** BEGIN **

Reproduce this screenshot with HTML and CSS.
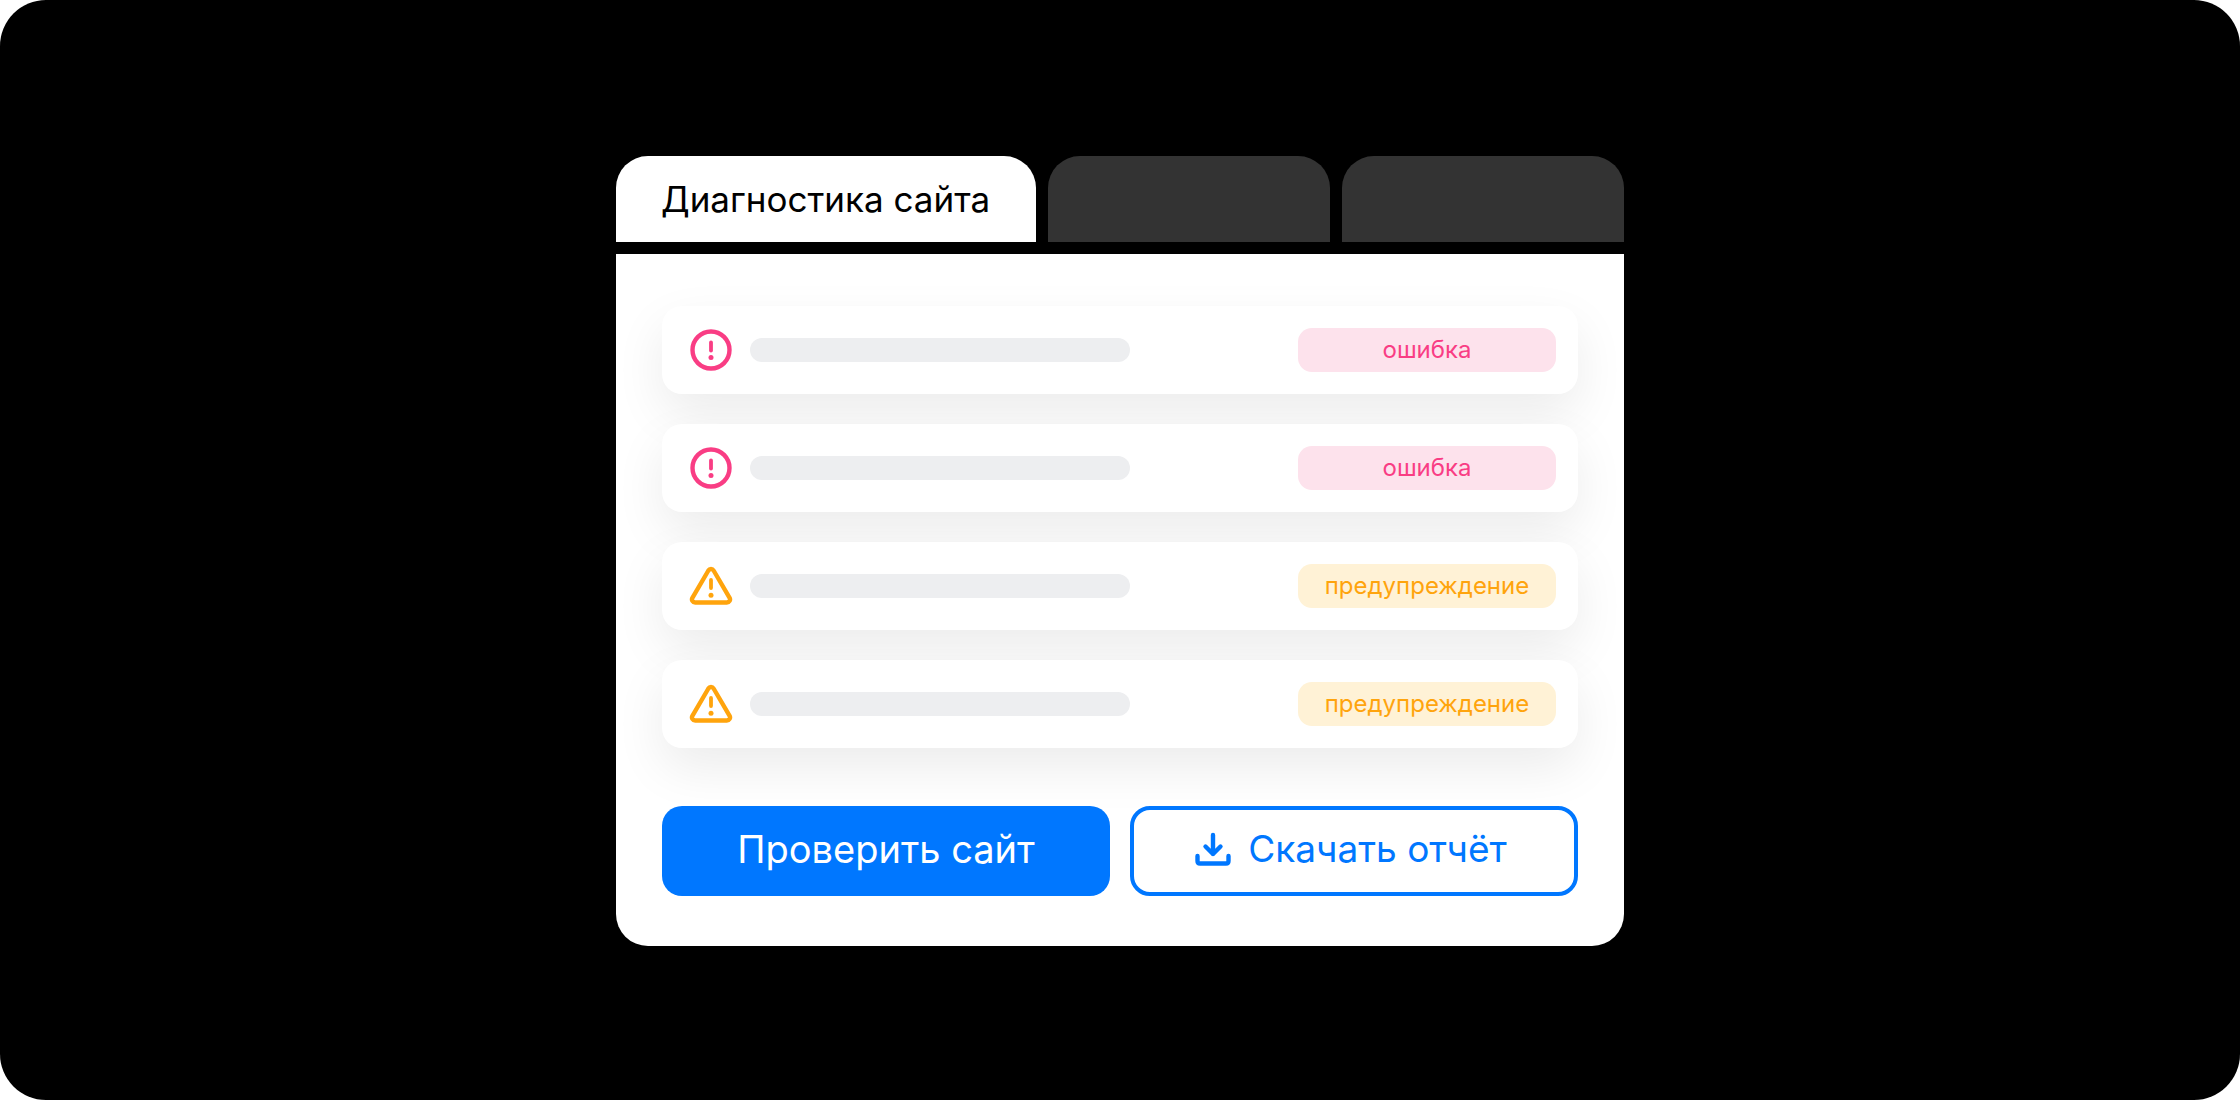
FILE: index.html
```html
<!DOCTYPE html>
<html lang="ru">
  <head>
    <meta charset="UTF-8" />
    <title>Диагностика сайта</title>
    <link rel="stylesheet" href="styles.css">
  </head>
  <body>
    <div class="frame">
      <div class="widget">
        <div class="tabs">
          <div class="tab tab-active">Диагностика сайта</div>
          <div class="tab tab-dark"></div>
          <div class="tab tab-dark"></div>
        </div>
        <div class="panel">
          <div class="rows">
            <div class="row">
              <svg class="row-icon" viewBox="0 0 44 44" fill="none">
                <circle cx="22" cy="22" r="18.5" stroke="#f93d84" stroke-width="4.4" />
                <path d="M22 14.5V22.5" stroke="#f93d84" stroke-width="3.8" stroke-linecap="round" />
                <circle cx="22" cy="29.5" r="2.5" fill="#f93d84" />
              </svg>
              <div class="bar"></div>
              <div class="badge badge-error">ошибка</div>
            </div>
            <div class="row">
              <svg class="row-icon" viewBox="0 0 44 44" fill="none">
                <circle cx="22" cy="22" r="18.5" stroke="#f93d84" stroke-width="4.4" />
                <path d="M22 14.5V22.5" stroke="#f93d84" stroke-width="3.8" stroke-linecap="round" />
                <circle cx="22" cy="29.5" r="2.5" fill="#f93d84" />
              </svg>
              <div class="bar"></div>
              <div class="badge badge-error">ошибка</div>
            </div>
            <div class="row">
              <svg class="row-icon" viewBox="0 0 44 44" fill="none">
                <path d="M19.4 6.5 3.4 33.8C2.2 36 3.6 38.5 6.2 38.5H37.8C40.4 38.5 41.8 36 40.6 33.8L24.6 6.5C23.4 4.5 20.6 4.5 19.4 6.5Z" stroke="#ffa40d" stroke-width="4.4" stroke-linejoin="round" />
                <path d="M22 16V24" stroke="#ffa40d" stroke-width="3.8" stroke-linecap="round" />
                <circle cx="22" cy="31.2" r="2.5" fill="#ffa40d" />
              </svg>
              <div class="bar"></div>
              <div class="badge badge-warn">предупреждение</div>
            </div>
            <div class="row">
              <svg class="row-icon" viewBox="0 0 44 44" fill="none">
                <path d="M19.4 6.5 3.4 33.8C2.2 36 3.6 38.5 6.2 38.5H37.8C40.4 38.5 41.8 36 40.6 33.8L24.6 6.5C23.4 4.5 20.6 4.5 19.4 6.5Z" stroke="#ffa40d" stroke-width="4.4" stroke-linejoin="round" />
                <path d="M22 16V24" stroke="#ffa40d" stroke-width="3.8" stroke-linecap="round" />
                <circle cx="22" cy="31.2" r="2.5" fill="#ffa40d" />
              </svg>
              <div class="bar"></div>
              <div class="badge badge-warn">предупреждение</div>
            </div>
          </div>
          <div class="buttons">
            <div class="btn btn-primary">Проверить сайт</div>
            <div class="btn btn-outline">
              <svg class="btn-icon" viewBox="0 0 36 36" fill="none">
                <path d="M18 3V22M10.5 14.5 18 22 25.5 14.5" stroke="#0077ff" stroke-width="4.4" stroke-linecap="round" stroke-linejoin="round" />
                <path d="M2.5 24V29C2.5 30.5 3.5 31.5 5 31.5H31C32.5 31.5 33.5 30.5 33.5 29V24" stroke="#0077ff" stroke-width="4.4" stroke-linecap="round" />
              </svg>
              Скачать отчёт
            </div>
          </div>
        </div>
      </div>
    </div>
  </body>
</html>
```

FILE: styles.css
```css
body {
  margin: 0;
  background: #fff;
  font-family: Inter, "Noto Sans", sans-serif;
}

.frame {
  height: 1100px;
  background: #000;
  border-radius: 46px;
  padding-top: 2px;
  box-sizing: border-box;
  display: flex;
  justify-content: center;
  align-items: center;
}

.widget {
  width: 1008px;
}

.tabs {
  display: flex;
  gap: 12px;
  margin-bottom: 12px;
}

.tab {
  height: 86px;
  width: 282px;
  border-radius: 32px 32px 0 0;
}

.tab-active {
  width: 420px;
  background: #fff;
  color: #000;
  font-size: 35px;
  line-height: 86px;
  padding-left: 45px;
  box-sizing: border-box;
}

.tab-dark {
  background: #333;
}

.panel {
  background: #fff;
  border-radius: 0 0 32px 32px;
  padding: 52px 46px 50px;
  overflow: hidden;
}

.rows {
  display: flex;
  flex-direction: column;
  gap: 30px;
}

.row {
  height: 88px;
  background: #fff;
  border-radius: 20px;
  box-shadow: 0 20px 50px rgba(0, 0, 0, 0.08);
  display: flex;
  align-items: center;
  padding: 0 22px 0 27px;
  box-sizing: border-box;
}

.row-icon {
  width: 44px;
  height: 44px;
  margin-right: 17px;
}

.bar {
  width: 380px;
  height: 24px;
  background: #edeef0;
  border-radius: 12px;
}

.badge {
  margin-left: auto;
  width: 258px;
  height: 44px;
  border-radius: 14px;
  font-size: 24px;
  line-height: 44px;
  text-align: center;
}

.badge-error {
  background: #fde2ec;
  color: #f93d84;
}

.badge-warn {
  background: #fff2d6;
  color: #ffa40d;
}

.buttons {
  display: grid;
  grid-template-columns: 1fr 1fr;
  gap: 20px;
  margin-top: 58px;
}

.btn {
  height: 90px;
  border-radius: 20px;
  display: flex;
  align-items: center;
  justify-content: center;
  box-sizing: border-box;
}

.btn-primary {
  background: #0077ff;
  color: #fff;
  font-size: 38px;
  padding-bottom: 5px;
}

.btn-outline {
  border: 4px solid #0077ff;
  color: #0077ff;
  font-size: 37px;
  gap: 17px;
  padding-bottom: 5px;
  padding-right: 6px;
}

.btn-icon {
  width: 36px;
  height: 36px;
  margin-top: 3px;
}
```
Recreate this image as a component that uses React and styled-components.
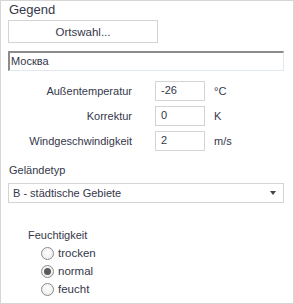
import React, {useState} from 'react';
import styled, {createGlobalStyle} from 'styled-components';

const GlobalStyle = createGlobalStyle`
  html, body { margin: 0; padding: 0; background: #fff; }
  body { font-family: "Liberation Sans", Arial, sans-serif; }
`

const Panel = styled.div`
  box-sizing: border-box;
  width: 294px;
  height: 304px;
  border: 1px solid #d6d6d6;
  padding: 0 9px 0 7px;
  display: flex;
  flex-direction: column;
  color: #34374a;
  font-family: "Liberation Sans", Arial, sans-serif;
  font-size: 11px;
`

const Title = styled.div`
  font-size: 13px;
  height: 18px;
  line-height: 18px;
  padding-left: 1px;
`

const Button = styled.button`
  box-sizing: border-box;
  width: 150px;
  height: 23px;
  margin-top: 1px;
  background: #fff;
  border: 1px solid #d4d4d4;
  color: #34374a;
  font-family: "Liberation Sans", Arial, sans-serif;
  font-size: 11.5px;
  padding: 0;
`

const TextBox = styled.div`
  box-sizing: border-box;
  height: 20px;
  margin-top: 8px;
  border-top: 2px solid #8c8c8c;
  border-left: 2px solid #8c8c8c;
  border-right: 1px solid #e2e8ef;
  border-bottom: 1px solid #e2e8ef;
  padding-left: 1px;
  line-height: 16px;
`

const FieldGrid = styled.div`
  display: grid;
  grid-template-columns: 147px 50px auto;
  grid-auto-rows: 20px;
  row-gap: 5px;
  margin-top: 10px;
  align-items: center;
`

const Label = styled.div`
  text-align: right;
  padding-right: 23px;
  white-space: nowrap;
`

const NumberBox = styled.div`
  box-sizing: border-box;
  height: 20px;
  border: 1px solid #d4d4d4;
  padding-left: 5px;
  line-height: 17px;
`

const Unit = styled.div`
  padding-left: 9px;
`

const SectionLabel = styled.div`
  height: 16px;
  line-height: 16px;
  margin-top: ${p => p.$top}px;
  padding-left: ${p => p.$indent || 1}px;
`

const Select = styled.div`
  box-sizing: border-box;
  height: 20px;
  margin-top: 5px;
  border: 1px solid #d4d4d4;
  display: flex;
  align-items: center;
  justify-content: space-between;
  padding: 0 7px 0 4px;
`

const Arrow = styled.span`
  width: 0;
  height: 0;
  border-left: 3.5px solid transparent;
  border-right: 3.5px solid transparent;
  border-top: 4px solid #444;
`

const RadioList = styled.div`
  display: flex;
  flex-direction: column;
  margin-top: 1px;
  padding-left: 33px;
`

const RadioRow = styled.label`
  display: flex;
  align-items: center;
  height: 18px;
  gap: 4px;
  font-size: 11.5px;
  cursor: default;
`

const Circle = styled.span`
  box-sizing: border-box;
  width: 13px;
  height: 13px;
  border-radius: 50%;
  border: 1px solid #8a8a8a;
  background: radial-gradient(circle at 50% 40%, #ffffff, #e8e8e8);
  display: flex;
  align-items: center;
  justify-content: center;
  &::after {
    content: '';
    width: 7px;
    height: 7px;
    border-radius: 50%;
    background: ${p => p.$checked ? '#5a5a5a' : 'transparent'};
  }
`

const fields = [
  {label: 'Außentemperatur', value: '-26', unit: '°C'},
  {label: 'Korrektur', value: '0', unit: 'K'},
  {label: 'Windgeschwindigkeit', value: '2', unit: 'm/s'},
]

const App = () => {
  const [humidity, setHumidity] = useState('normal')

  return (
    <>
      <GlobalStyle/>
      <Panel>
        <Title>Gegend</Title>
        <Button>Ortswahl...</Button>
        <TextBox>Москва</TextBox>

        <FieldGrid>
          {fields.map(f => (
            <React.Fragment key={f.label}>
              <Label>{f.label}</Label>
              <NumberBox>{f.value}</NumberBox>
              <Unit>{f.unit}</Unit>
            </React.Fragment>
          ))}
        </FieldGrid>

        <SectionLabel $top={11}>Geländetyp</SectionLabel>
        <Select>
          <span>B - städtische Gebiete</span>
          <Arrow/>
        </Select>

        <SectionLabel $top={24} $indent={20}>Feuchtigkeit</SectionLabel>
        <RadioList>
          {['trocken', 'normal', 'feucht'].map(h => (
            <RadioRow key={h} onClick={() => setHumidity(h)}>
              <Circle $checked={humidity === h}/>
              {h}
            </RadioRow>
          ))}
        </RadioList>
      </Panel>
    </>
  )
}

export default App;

** END **

• _PROBLEM TO SOLVE_:
Give only the number of lines above that hold the string "React".

• _TASK RESULT_:
4